These algorithms are based on DPLL backtracking algorithm which tries to find a satisfying assignment by setting values to variables and backtracks when it finds a conflict. People have looked at how much impact these heuristics have. E.g. see

It seems that the efficiency of these SAT solvers on the benchmarks comes mainly from two two heuristics (and their variants):

  1. VSIDS heuristic fir selecting which variable to branch on next.
  2. CDCL: conflict-driven clause learning heuristic which learns a new clause from a conflict.

It is well-known that DPLL proofs correspond to proofs in resolution. Without CDCL the only resolution proofs we can get are tree resolution proofs which are much weaker than general resolution proofs.
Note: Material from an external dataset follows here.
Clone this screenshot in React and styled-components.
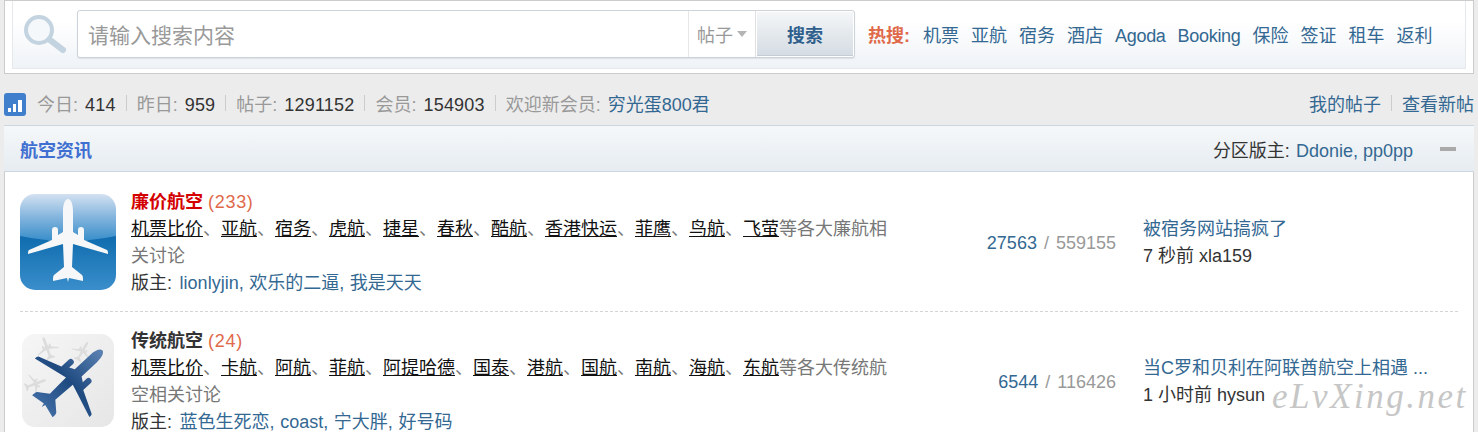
import React from 'react';
import styled, { createGlobalStyle } from 'styled-components';

const GlobalStyle = createGlobalStyle`
  html, body {
    margin: 0;
    height: 100%;
    overflow: hidden;
    background: #ececec;
  }
  body {
    font-family: "Liberation Sans", "Noto Sans CJK SC", sans-serif;
    font-size: 18px;
    color: #333;
  }
`;

const Page = styled.div`
  position: relative;
  height: 432px;
  overflow: hidden;
`;

const TopCard = styled.div`
  height: 74px;
  box-sizing: border-box;
  margin: 0 4px;
  padding: 0 7px 5px;
  background: #fff;
  border: 1px solid #ccc;
`;

const SearchPanel = styled.div`
  height: 68px;
  box-sizing: border-box;
  display: flex;
  align-items: center;
  padding: 0 0 1px 10px;
  background: linear-gradient(#fff 30%, #eff3f7);
  border: 1px solid #e6e9ec;
  border-top: none;
`;

const SearchIcon = styled.svg`
  width: 44px;
  height: 40px;
  margin-right: 10px;
  flex: none;
`;

const SearchBox = styled.div`
  width: 778px;
  height: 48px;
  box-sizing: border-box;
  display: flex;
  background: #fff;
  border: 1px solid #ccd3d9;
  border-radius: 3px;
  box-shadow: 0 1px 1px #dde2e6;
`;

const SearchInput = styled.input`
  flex: 1;
  min-width: 0;
  border: none;
  outline: none;
  background: transparent;
  padding: 4px 10px 0;
  font: inherit;
  font-size: 21px;
  color: #333;
  &::placeholder {
    color: #999;
    opacity: 1;
  }
`;

const TypePicker = styled.div`
  width: 66px;
  display: flex;
  align-items: center;
  justify-content: center;
  gap: 4px;
  color: #999;
  border-left: 1px solid #e6e6e6;
  border-right: 1px solid #e0e0e0;
`;

const Caret = styled.span`
  width: 0;
  height: 0;
  border: 5px solid transparent;
  border-top: 6px solid #b4b4b4;
  border-bottom: none;
`;

const SearchButton = styled.button`
  width: 96px;
  margin: 1px;
  border: none;
  border-bottom: 1px solid #c5ccd3;
  background: linear-gradient(#f4f6f8, #d5dce3);
  color: #2f5f8c;
  font: inherit;
  font-weight: bold;
`;

const HotWords = styled.div`
  display: flex;
  align-items: baseline;
  gap: 12px;
  margin-left: 13px;
  color: #336892;
`;

const HotLabel = styled.span`
  font-weight: bold;
  color: #e0694a;
  margin-right: 1px;
`;

const HotWord = styled.span`
  letter-spacing: ${(p) => (p.$latin ? '-0.3px' : '0')};
`;

const StatBar = styled.div`
  height: 51px;
  box-sizing: border-box;
  padding: 6px 4px 0;
  display: flex;
  align-items: center;
  justify-content: space-between;
  color: #999;
`;

const StatGroup = styled.div`
  display: flex;
  align-items: baseline;
`;

const ChartBadge = styled.svg`
  align-self: center;
  width: 22px;
  height: 23px;
  margin: 3px 11px 0 0;
`;

const Num = styled.span`
  margin-left: 7px;
  letter-spacing: 0.2px;
  color: #333;
`;

const Sep = styled.span`
  align-self: center;
  width: 1px;
  height: 16px;
  margin: 0 10px;
  background: #ccc;
`;

const Link = styled.span`
  color: #336892;
`;

const NewMember = styled(Link)`
  margin-left: 7px;
`;

const Section = styled.div`
  margin: 0 4px;
  background: #fff;
  border-right: 1px solid #ccc;
  border-left: 1px solid #ccc;
`;

const SectionHead = styled.div`
  height: 47px;
  box-sizing: border-box;
  display: flex;
  align-items: center;
  justify-content: space-between;
  padding: 1px 18px 0 16px;
  background: linear-gradient(#f5f8fa, #e6ecf1);
  border-top: 1px solid #ccd6de;
  border-bottom: 1px solid #ccd6de;
  margin: 0 -1px;
`;

const SectionTitle = styled.span`
  font-weight: bold;
  color: #3f6fd0;
`;

const SectionTools = styled.div`
  display: flex;
  align-items: center;
  gap: 27px;
`;

const ModLabel = styled.span`
  margin-right: 2px;
`;

const HeadLabel = styled.span`
  margin-right: 1px;
`;

const Collapse = styled.span`
  width: 16px;
  height: 4px;
  background: #aaa;
`;

const ForumList = styled.div`
  padding: 1px 15px 0;
`;

const ForumRow = styled.div`
  display: flex;
  align-items: center;
  padding: 16px 0 14px;
  border-bottom: ${(p) => (p.$last ? 'none' : '1px dashed #d4d4d4')};
  line-height: 27px;
`;

const ForumIcon = styled.svg`
  width: 96px;
  height: 96px;
  flex: none;
  margin: -2px 15px 0 0;
`;

const ForumInfo = styled.div`
  width: 757px;
  flex: none;
  color: #777;
`;

const ForumName = styled.div`
  font-weight: bold;
  color: ${(p) => p.$color};
`;

const Today = styled.span`
  font-weight: normal;
  letter-spacing: 0.7px;
  color: #e0694a;
`;

const Tag = styled.u`
  color: #111;
`;

const Mods = styled.div`
  word-spacing: 0.6px;
  color: #333;
`;

const Counts = styled.div`
  width: 228px;
  flex: none;
  text-align: right;
  word-spacing: 2px;
  color: #999;
`;

const Latest = styled.div`
  margin-left: 27px;
  white-space: nowrap;
  color: #333;
`;

const Watermark = styled.div`
  position: absolute;
  left: 1272px;
  top: 377px;
  font-family: "Liberation Serif", serif;
  font-style: italic;
  font-size: 35px;
  letter-spacing: 2.5px;
  color: #c6c6c6;
  pointer-events: none;
`;

const hotWords = ['机票', '亚航', '宿务', '酒店', 'Agoda', 'Booking', '保险', '签证', '租车', '返利'];

const forums = [
  {
    name: '廉价航空',
    color: '#d40000',
    today: 233,
    tags: ['机票比价', '亚航', '宿务', '虎航', '捷星', '春秋', '酷航', '香港快运', '菲鹰', '鸟航', '飞萤'],
    tail: '等各大廉航相关讨论',
    mods: 'lionlyjin, 欢乐的二逼, 我是天天',
    threads: 27563,
    posts: 559155,
    latest: '被宿务网站搞疯了',
    when: '7 秒前 xla159',
    Icon: BluePlane,
  },
  {
    name: '传统航空',
    color: '#333',
    today: 24,
    tags: ['机票比价', '卡航', '阿航', '菲航', '阿提哈德', '国泰', '港航', '国航', '南航', '海航', '东航'],
    tail: '等各大传统航空相关讨论',
    mods: '蓝色生死恋, coast, 宁大胖, 好号码',
    threads: 6544,
    posts: 116426,
    latest: '当C罗和贝利在阿联酋航空上相遇 ...',
    when: '1 小时前 hysun',
    Icon: GreyPlane,
  },
];

const planePath =
  'M48 5c-3 0-5 5-5 12v21l-5 3v-5c0-2-1-3-3-3s-3 1-3 3v10L9 56c-1 1-1 2-1 4l35-10 1 23-10 8c-1 1-1 3-1 6l14-3 1 4 1-4 14 3c0-3 0-5-1-6l-10-8 1-23 35 10c0-2 0-3-1-4L64 46V36c0-2-1-3-3-3s-3 1-3 3v5l-5-3V17c0-7-2-12-5-12z';

function BluePlane() {
  return (
    <ForumIcon viewBox="0 0 96 96">
      <defs>
        <linearGradient id="skyTop" x1="0" y1="0" x2="0" y2="1">
          <stop offset="0" stopColor="#d3e1f1" />
          <stop offset="0.5" stopColor="#84b5de" />
          <stop offset="1" stopColor="#3b8fca" />
        </linearGradient>
        <linearGradient id="skyBottom" x1="0" y1="0" x2="0" y2="1">
          <stop offset="0" stopColor="#0f6cae" />
          <stop offset="1" stopColor="#3a8ecb" />
        </linearGradient>
        <clipPath id="tile">
          <rect width="96" height="96" rx="15" />
        </clipPath>
      </defs>
      <g clipPath="url(#tile)">
        <rect width="96" height="46" fill="url(#skyTop)" />
        <path d="M0 42q48 10 96 0v54H0z" fill="url(#skyBottom)" />
      </g>
      <path d={planePath} fill="#f6f7f8" />
    </ForumIcon>
  );
}

function GreyPlane() {
  return (
    <ForumIcon viewBox="0 0 96 96">
      <defs>
        <linearGradient id="mapBg" x1="0" y1="0" x2="1" y2="1">
          <stop offset="0" stopColor="#f6f6f6" />
          <stop offset="1" stopColor="#e6e6e6" />
        </linearGradient>
        <linearGradient id="jet" x1="0" y1="0" x2="0" y2="1">
          <stop offset="0" stopColor="#5d83b3" />
          <stop offset="0.55" stopColor="#1e4a80" />
          <stop offset="1" stopColor="#3f6ba3" />
        </linearGradient>
      </defs>
      <rect x="2" y="1" width="92" height="93" rx="13" fill="url(#mapBg)" />
      <g fill="#dcdcdc">
        <path d={planePath} transform="translate(14 2) rotate(-20 14 14) scale(.28)" />
        <path d={planePath} transform="translate(50 6) rotate(30 12 12) scale(.26)" />
        <path d={planePath} transform="translate(2 38) rotate(70 13 13) scale(.27)" />
      </g>
      <path d={planePath} transform="rotate(47 48 48) translate(1 -3)" fill="url(#jet)" />
    </ForumIcon>
  );
}

export default function App() {
  return (
    <Page>
      <GlobalStyle />
      <TopCard>
        <SearchPanel>
          <SearchIcon viewBox="0 0 44 40">
            <circle cx="16" cy="16" r="13" fill="#f4f8fb" stroke="#c3d3df" strokeWidth="4" />
            <path d="M27 26l13 10" stroke="#c3d3df" strokeWidth="6" strokeLinecap="round" />
          </SearchIcon>
          <SearchBox>
            <SearchInput placeholder="请输入搜索内容" />
            <TypePicker>
              帖子
              <Caret />
            </TypePicker>
            <SearchButton>搜索</SearchButton>
          </SearchBox>
          <HotWords>
            <HotLabel>热搜:</HotLabel>
            {hotWords.map((w) => (
              <HotWord key={w} $latin={/^[A-Za-z]+$/.test(w)}>
                {w}
              </HotWord>
            ))}
          </HotWords>
        </SearchPanel>
      </TopCard>

      <StatBar>
        <StatGroup>
          <ChartBadge viewBox="0 0 22 23">
            <rect width="22" height="23" rx="3" fill="#3f7fcb" />
            <g fill="#fff">
              <rect x="4" y="15" width="3" height="4" />
              <rect x="9" y="11" width="3" height="8" />
              <rect x="14" y="7" width="4" height="12" />
            </g>
          </ChartBadge>
          今日:<Num>414</Num>
          <Sep />
          昨日:<Num>959</Num>
          <Sep />
          帖子:<Num>1291152</Num>
          <Sep />
          会员:<Num>154903</Num>
          <Sep />
          欢迎新会员:<NewMember>穷光蛋800君</NewMember>
        </StatGroup>
        <StatGroup>
          <Link>我的帖子</Link>
          <Sep />
          <Link>查看新帖</Link>
        </StatGroup>
      </StatBar>

      <Section>
        <SectionHead>
          <SectionTitle>航空资讯</SectionTitle>
          <SectionTools>
            <span>
              <HeadLabel>分区版主: </HeadLabel>
              <Link>Ddonie, pp0pp</Link>
            </span>
            <Collapse />
          </SectionTools>
        </SectionHead>
        <ForumList>
          {forums.map((f, i) => (
            <ForumRow key={f.name} $last={i === forums.length - 1}>
              <f.Icon />
              <ForumInfo>
                <ForumName $color={f.color}>
                  {f.name} <Today>({f.today})</Today>
                </ForumName>
                <div>
                  {f.tags.map((t, n) => (
                    <React.Fragment key={t}>
                      {n > 0 && '、'}
                      <Tag>{t}</Tag>
                    </React.Fragment>
                  ))}
                  {f.tail}
                </div>
                <Mods>
                  <ModLabel>版主: </ModLabel>
                  <Link>{f.mods}</Link>
                </Mods>
              </ForumInfo>
              <Counts>
                <Link>{f.threads}</Link> / {f.posts}
              </Counts>
              <Latest>
                <Link>{f.latest}</Link>
                <div>{f.when}</div>
              </Latest>
            </ForumRow>
          ))}
        </ForumList>
      </Section>
      <Watermark>eLvXing.net</Watermark>
    </Page>
  );
}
There are results that show with CDCL we can get any general resolution proof. However there are caveats, they need many artificial restarts, artificial branching, and/or particular preprocessing, so it is not clear how close these are to what these programs do in practice. See e.g. the following paper for more details:


CDCL is essentially cutting branches from search space. There are various ways of deriving a new learnt clause from a conflict. Ideally we would add a set of minimal clauses which implied the conflict, but in practice that can be large and can be expensive to compute. Top SAT solvers often delete learned clauses regularly and that helps in practice.
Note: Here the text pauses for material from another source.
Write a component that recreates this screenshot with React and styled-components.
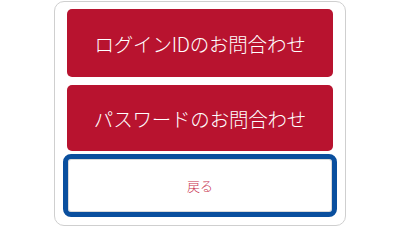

The other heuristic VSIDS essentially maintains a score for each variable. Every time there is a conflict, all scores are adjusted by multiplying them with a value $\alpha$<1 and adding a constant to those which were "involved" in the conflict. To see what this means think about the sequence $F(v,i)$ which is 1 if variable v was "involved" in the $i$th conflict. Let $0<\alpha<1$ be a fixed constant. The score of variable $v$ at time $n$ is then: $$\sum_{i<n} F(v,i)\alpha^{(n-i)}$$

Intuitively one can say that this tries to emphasize variables which were consistently involved in recent conflicts. You can also think of it as a simplistic but extremely cheap way of predicting which variables will be involved in the next conflict. So VSIDS branches first on those variables. One can claim that the algorithm is essentially a fail-fast algorithm, find conflicts fast. Fast is related to smaller number of variables set, which means blocking large subtrees of the search tree. But this is mostly intuition, afaik no one has formalized it very careful to test it on SAT data sets. Running a SAT solver on one of these data sets is not cheap, let alone comparing it with the optimal decisions (smallest extension of the current assignment to variables which would violate one of the clauses). VSIDS also depends on which variables we bump as each conflict, there are various ways to define when a variable is involved in a conflict.


There are results that show particular implementation of these ideas correspond to a time-weighted centrality of vertices in dynamic graphs.
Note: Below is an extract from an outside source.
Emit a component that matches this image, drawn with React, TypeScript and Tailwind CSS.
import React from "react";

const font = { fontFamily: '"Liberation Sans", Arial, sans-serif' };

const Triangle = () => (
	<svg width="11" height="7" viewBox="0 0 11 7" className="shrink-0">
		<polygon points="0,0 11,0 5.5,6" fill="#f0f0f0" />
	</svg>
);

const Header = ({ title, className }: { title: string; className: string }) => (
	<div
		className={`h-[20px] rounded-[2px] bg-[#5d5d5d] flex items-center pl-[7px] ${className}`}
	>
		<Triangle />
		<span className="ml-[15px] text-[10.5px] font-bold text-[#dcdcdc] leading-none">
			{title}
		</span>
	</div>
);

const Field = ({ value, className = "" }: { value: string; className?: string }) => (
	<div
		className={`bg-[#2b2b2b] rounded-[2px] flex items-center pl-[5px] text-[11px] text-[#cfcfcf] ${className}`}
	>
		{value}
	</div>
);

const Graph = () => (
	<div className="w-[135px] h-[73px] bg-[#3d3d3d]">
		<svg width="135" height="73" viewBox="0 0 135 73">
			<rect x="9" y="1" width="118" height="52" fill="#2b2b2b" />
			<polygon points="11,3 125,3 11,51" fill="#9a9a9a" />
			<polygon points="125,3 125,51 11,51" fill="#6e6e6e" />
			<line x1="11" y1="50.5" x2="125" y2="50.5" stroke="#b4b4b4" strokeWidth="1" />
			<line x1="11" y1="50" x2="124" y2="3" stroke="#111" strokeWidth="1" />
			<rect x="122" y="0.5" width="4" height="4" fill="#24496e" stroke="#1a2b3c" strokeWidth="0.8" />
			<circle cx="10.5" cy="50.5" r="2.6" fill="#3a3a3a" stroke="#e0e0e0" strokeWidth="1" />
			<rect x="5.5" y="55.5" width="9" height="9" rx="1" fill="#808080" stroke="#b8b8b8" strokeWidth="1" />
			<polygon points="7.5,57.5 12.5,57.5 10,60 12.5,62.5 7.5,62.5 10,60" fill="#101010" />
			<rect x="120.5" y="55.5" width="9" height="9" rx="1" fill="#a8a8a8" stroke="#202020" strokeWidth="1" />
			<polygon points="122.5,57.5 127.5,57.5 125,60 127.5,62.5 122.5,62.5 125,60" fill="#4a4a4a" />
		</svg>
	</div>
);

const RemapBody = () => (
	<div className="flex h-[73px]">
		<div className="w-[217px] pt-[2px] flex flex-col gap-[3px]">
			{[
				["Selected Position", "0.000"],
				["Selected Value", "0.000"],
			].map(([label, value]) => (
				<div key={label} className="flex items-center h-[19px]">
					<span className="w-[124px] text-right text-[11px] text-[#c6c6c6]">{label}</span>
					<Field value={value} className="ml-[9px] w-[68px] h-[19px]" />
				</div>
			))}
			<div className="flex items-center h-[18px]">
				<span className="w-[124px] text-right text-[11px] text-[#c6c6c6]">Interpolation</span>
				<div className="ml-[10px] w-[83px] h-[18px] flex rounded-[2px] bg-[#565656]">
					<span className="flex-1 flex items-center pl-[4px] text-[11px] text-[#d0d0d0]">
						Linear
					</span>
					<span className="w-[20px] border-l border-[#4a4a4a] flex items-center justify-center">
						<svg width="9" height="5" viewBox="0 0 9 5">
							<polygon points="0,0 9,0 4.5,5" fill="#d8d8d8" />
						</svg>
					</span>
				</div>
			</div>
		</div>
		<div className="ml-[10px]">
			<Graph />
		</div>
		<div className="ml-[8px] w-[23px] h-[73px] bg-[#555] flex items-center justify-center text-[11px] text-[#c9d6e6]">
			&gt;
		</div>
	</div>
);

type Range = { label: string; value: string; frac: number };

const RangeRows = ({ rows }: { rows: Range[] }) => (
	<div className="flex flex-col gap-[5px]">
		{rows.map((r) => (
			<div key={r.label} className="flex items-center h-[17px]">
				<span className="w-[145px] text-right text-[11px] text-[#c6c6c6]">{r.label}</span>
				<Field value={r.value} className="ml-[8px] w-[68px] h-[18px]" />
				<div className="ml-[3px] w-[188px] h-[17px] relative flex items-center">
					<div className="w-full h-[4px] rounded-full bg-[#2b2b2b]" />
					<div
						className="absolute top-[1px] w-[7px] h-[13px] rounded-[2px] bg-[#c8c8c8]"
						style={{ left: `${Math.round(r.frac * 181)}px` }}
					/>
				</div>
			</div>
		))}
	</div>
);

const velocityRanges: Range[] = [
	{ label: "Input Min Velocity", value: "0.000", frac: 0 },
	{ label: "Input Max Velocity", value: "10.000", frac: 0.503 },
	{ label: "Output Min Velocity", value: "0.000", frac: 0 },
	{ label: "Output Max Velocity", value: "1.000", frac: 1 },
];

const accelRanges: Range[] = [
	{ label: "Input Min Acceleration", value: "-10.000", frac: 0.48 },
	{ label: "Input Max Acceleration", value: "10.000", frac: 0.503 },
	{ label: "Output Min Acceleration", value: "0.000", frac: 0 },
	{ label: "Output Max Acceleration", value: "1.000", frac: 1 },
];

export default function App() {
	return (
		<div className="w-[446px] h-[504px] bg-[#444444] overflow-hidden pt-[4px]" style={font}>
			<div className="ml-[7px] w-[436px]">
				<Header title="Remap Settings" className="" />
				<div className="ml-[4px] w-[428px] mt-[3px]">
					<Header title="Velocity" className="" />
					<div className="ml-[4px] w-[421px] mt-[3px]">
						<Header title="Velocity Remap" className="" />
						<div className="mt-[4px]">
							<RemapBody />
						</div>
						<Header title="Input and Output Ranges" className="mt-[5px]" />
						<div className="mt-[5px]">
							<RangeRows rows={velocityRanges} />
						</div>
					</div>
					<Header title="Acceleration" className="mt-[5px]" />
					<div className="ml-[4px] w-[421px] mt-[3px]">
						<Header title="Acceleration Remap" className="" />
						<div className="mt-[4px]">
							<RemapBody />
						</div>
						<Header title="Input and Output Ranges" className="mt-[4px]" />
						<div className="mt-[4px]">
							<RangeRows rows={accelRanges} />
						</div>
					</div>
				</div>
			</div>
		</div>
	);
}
There are also suggestions that excluding adversarial instances like those based on NP-hard problems and crypto primitives and random instances (which CDCL SAT solvers are not good at) the rest of instances come from very well structured things like software and hardware verification and somehow these structures are exploited by CDCL SAT solvers (lots of ideas have been mentioned like backdoors, frozen variables, etc.) but afaik they are mostly ideas and do not strong theoretical or experimental evidence to back them up. I think one would have to fist rigorously define the properly and show that the instances on which these algorithms work well have the property and then show that these algorithms exploit those properties. What happens in practice is that people are mostly interested in faster algorithms and if someone comes up with an algorithms that is somehow got inspired by one of these ideas and that algorithms beats other algorithms they go with the claim.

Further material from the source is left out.